If you have expensive debt, your first major “savings” goal may be building a small emergency fund and aggressively paying down that debt. Once the debt is gone, the money that used to go toward payments can be redirected into savings and investments.

The Mindset Shift: From Consumer to Builder

Raising your savings rate is not just about numbers. It is about identity.

You begin to see yourself differently.

You are not just a consumer spending money as it arrives. You are a builder. You are building safety, options, confidence, and future wealth.

Every dollar you save is a small vote for the life you want later.

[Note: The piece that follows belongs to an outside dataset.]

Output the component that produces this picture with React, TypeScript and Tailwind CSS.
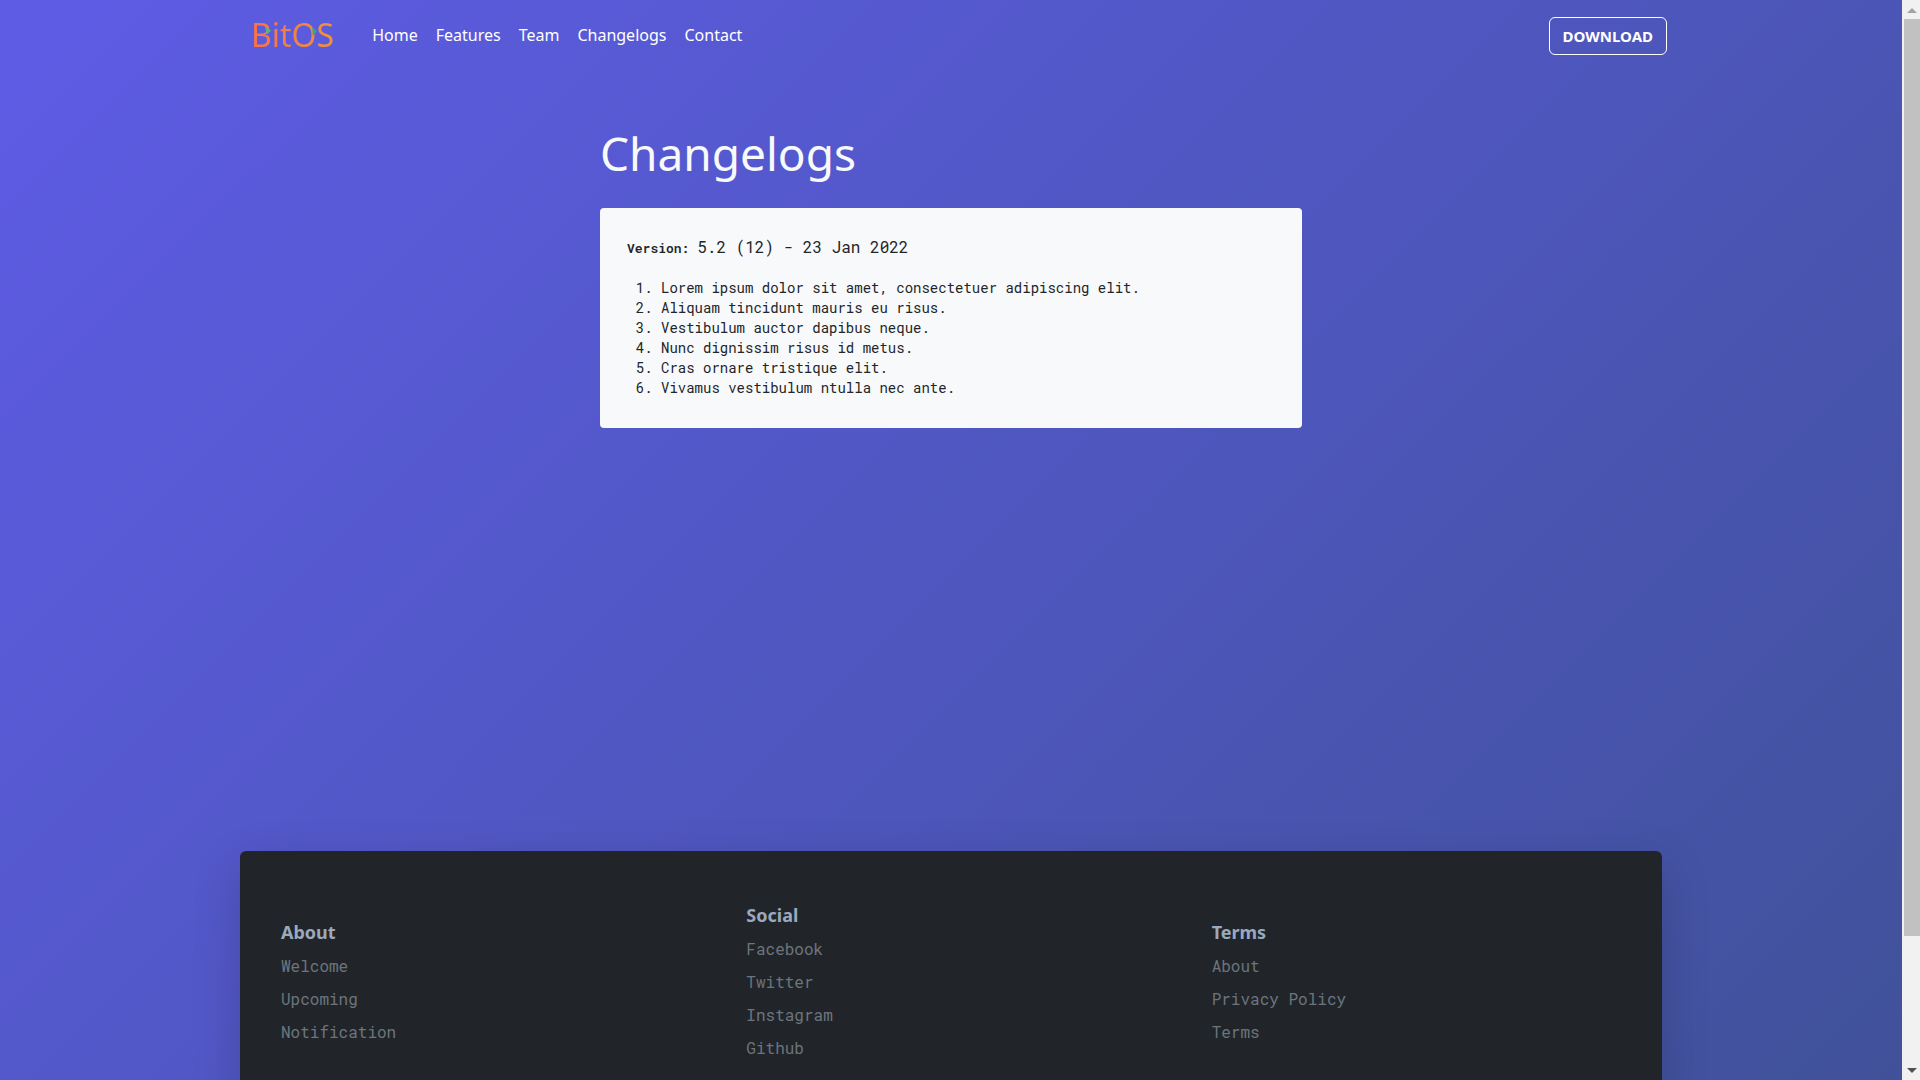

That does not mean you should feel guilty for spending. Money is meant to support your life. Enjoying it is part of the point. But the goal is to spend intentionally rather than automatically.

Ask yourself:

  • Does this purchase support my values?
  • Will I still be happy I bought this next week?
  • Am I paying myself first?
  • Is this expense worth delaying my financial goals?

These questions help you take control without feeling deprived.

The best financial plan is not the one that makes you miserable. It is the one you can actually stick with.

Start Small, But Start Today

If your savings rate is low right now, do not be discouraged. Everyone starts somewhere.

The goal is progress.

Start with 1%. If you earn $3,000 per month, that is $30. It may not sound like much, but it builds the habit. Then move to 2%, then 5%, then 10%.

Personal finance is not about becoming perfect overnight. It is about creating a system that slowly moves you in the right direction.

Your savings rate gives you a clear number to track. It turns “I want to be better with money” into something measurable.

And measurable things can improve.

So calculate your savings rate this month. Write it down. Then ask one simple question:

How can I improve it by just 1%?

That tiny improvement could be the beginning of a completely different financial future.

Because wealth is not only built by people who earn the most.

It is built by people who consistently keep, grow, and protect what they earn.